Problem description: How many lines hold the string "that"? Give only the number.
━━━━━━━━━━━━━━━━━━━━━━━━━━━━━━
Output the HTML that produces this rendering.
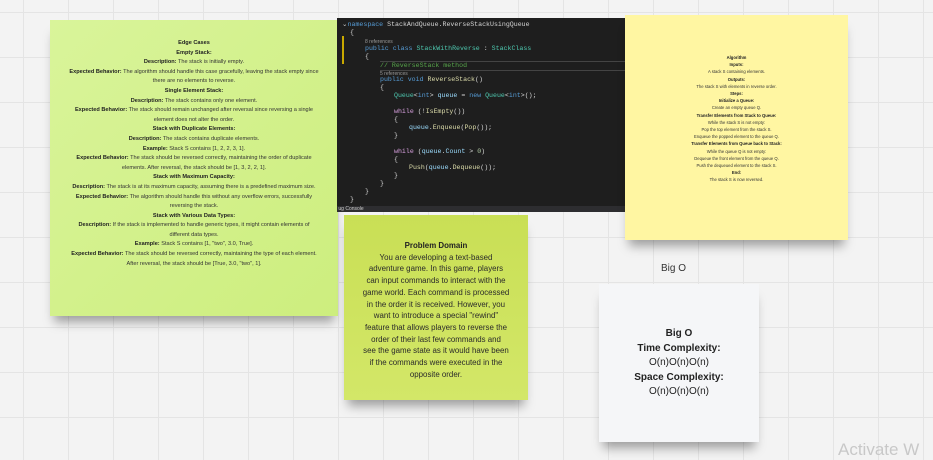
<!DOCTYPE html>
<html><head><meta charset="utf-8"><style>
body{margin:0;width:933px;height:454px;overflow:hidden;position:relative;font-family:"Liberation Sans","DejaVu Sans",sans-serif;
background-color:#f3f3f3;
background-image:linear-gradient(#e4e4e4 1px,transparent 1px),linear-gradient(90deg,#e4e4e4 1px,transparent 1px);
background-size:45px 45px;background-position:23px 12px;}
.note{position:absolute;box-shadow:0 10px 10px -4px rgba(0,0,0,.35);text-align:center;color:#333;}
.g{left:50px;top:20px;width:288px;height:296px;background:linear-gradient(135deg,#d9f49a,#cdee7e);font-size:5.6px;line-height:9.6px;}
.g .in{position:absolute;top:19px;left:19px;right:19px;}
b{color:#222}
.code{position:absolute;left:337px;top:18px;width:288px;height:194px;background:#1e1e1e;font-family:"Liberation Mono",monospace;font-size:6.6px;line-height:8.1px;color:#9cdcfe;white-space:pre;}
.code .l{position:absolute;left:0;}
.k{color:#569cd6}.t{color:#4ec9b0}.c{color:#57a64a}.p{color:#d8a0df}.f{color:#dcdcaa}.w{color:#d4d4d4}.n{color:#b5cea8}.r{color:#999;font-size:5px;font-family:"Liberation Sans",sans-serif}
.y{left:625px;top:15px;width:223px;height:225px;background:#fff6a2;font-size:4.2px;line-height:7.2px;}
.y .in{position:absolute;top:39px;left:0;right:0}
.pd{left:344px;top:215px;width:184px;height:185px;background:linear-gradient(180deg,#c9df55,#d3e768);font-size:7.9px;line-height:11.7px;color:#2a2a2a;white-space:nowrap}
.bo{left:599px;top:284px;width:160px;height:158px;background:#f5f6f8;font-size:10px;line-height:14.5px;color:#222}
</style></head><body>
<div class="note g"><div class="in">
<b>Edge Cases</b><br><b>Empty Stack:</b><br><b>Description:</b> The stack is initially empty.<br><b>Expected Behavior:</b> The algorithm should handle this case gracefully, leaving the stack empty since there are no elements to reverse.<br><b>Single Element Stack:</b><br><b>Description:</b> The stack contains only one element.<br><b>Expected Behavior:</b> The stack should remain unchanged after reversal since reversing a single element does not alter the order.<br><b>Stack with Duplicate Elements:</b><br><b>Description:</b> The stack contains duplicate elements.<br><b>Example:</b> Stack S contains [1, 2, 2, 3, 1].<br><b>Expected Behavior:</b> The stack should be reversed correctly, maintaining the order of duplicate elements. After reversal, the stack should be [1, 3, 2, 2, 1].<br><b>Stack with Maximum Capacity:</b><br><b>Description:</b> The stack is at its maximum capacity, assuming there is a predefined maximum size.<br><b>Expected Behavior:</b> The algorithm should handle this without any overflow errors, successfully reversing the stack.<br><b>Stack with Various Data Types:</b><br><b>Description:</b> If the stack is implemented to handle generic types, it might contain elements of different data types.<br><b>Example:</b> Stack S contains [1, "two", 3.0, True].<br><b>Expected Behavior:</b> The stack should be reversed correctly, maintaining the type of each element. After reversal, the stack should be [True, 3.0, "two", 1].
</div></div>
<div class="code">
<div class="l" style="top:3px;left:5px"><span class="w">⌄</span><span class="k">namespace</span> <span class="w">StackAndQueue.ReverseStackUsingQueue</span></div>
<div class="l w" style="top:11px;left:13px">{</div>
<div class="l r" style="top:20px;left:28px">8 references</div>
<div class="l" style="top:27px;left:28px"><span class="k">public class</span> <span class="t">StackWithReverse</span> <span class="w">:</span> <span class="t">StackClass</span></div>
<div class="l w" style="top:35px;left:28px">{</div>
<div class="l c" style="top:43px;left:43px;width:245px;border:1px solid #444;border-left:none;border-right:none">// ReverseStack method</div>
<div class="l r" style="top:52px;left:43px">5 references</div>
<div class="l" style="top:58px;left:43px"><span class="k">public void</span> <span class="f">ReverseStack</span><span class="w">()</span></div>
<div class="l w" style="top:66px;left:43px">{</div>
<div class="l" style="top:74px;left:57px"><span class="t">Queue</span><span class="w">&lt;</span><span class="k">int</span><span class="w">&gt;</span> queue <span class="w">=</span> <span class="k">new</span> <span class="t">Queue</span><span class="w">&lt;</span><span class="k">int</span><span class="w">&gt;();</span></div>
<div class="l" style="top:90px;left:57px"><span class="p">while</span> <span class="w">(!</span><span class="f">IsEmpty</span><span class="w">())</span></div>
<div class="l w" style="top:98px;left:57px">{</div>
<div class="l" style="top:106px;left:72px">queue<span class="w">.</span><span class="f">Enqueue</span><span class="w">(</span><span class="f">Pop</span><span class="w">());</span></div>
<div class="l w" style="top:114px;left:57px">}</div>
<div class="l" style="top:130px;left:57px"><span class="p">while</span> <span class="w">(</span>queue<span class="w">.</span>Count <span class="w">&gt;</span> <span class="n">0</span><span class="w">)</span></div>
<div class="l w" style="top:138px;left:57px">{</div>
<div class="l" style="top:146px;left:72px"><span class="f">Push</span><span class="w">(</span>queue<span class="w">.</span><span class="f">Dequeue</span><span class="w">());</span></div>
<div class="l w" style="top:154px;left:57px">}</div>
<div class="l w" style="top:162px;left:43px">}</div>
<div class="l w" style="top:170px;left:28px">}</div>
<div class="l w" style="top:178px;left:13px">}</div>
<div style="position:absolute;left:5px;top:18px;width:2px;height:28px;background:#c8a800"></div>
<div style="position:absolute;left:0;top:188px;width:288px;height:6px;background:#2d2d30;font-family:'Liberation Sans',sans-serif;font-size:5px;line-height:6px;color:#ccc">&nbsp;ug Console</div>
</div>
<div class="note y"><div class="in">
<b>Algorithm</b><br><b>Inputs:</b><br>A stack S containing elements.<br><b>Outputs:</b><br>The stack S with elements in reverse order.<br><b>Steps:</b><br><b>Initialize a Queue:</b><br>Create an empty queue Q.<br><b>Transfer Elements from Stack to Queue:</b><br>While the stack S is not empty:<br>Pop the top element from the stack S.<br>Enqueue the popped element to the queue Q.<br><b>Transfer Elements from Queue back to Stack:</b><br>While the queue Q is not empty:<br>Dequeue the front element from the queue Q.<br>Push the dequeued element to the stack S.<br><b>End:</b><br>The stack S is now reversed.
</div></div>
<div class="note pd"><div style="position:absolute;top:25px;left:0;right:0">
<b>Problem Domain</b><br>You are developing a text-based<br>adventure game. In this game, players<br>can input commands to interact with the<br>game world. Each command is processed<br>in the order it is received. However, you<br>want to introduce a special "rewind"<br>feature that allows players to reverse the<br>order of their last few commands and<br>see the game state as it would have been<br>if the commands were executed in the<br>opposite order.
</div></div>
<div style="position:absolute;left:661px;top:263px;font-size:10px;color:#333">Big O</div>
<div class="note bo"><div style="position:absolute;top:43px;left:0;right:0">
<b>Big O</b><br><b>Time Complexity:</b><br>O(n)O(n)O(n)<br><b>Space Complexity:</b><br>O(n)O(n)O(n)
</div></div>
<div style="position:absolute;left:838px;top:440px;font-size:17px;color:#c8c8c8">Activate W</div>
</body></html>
━━━━━━━━━━━━━━━━━━━━━━━━━━━━━━
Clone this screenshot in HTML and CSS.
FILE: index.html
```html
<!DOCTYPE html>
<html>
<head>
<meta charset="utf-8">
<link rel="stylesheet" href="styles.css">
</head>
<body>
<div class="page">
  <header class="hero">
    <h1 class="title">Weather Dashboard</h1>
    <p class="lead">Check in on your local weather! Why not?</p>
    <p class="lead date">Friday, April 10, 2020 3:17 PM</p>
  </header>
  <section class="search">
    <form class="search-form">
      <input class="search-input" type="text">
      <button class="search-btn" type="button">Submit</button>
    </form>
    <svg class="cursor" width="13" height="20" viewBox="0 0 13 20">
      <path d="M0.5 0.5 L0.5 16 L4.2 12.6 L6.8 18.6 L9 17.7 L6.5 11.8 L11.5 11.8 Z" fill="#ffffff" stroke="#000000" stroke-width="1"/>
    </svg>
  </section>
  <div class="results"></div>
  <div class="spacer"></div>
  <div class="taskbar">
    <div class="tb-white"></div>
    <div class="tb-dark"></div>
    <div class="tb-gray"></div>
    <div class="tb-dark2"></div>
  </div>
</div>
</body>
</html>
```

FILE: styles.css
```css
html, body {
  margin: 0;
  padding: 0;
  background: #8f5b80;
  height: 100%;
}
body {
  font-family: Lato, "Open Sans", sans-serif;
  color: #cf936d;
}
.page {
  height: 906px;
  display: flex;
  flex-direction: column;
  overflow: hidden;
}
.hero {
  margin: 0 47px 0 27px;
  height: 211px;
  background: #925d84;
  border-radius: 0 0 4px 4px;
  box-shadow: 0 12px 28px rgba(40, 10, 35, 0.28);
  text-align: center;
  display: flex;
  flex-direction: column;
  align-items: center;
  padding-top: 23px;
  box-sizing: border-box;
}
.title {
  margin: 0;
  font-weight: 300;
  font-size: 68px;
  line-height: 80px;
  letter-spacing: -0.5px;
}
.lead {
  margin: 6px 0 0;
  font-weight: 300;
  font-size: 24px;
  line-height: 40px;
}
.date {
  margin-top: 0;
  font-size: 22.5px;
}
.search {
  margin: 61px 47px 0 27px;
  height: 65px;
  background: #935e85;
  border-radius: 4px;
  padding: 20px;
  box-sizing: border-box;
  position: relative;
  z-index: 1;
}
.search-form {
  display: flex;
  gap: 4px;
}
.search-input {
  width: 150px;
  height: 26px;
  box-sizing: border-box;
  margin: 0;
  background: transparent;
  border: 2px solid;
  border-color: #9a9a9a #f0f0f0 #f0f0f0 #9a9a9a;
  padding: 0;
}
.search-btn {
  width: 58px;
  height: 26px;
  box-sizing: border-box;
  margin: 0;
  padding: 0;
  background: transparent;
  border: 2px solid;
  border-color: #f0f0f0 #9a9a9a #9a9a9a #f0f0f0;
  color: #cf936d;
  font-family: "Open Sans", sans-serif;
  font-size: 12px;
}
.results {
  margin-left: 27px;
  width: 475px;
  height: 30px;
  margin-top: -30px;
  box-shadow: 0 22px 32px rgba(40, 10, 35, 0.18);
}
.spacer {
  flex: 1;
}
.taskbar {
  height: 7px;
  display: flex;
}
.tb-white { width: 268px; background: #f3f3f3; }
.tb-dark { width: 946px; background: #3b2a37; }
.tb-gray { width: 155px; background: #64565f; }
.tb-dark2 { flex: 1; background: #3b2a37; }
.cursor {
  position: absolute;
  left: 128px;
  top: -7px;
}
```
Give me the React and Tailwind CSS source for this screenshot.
━━━━━━━━━━━━━━━━━━━━━━━━━━━━━━
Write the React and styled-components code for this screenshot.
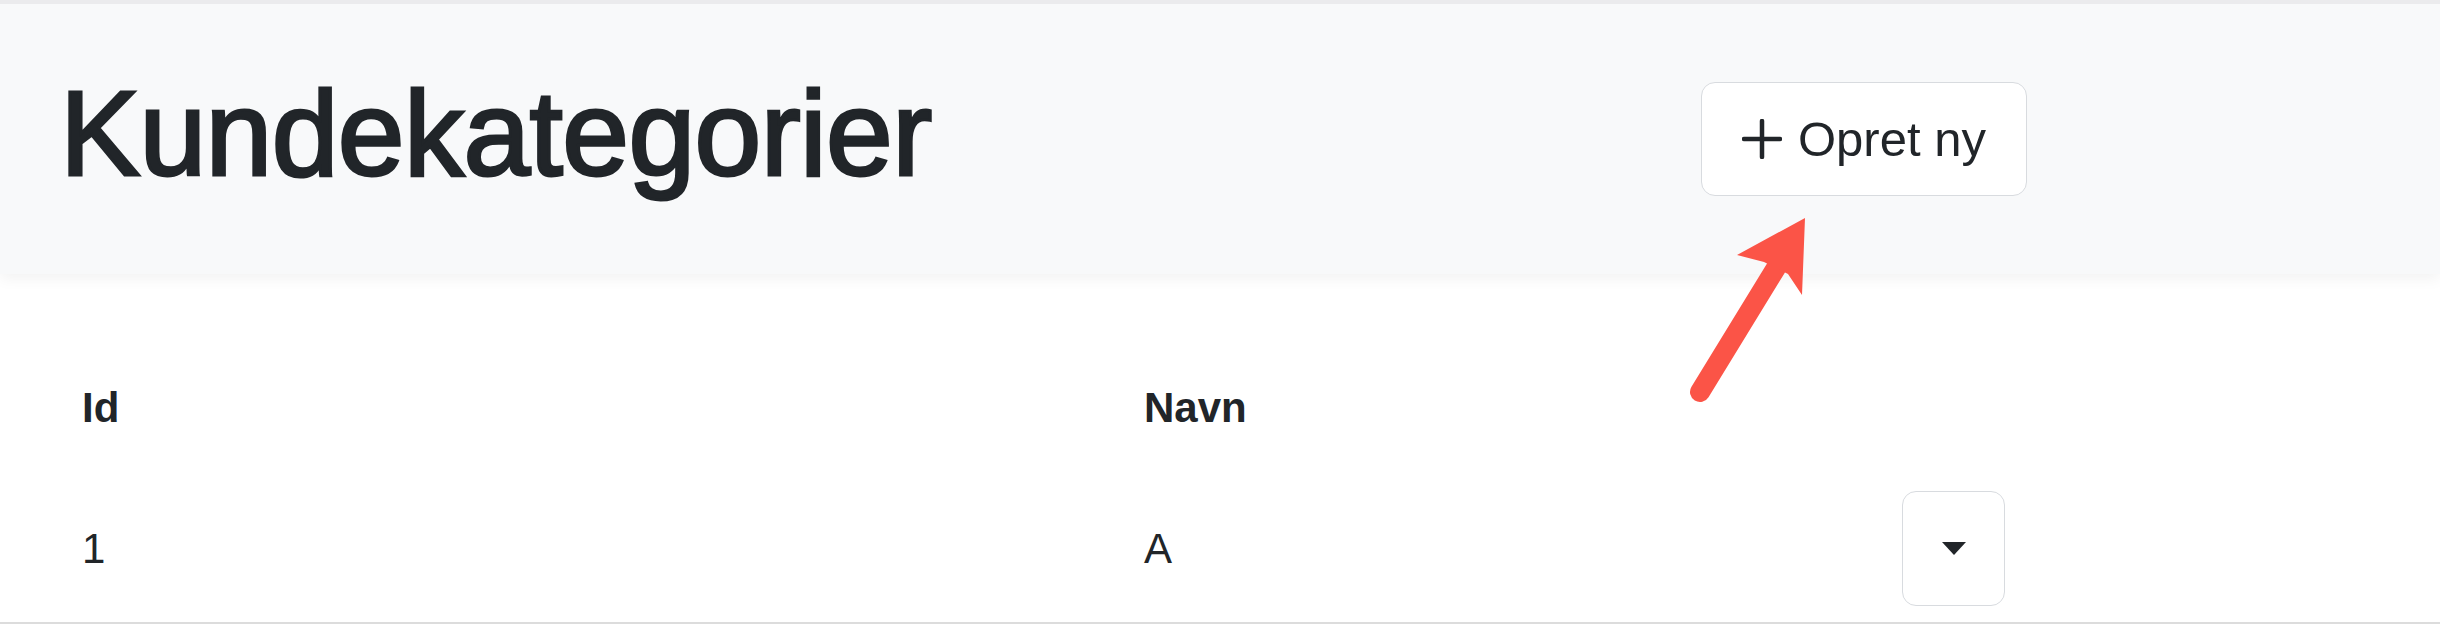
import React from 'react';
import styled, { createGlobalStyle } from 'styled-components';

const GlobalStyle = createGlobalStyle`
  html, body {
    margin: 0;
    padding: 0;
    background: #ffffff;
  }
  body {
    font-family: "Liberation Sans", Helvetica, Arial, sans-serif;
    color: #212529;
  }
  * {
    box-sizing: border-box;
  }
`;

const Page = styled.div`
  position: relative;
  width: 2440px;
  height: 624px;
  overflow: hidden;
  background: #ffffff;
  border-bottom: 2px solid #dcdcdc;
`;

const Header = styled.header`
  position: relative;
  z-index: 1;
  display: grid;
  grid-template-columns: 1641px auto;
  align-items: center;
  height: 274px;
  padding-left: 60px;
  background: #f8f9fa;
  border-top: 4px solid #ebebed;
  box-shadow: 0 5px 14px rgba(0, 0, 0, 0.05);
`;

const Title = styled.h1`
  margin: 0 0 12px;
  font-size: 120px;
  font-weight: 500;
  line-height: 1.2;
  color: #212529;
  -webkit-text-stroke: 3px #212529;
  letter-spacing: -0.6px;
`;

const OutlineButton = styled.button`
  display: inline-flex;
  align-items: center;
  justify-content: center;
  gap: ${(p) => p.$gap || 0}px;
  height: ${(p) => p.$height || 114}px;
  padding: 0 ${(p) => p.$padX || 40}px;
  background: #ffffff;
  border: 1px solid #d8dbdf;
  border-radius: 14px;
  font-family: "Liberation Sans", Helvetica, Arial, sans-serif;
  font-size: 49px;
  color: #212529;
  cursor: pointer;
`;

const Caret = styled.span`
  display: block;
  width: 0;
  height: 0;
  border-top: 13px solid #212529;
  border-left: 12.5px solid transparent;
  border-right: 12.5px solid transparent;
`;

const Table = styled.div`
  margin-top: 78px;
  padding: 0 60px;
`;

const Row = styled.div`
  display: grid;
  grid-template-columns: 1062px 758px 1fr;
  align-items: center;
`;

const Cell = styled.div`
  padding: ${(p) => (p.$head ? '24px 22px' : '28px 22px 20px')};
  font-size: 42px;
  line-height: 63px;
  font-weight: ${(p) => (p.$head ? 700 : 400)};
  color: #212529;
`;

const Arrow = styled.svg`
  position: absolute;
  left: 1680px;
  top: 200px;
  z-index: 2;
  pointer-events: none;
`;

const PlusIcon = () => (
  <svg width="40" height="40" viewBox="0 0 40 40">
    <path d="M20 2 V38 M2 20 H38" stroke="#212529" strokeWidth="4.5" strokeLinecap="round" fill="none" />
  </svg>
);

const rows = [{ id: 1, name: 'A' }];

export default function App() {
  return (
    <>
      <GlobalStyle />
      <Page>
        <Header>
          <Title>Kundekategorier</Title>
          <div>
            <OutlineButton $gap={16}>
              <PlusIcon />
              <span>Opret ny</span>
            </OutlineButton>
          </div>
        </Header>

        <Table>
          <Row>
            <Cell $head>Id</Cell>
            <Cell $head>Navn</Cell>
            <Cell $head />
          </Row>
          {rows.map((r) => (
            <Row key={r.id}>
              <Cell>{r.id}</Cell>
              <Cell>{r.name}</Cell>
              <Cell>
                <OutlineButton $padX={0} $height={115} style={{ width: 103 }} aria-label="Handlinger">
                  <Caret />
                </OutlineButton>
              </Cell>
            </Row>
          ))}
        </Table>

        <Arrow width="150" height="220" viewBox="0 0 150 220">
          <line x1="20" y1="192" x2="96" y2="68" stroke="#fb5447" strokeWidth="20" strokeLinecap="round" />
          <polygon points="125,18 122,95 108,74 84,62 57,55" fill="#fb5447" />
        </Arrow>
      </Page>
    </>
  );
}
━━━━━━━━━━━━━━━━━━━━━━━━━━━━━━
The solution: 2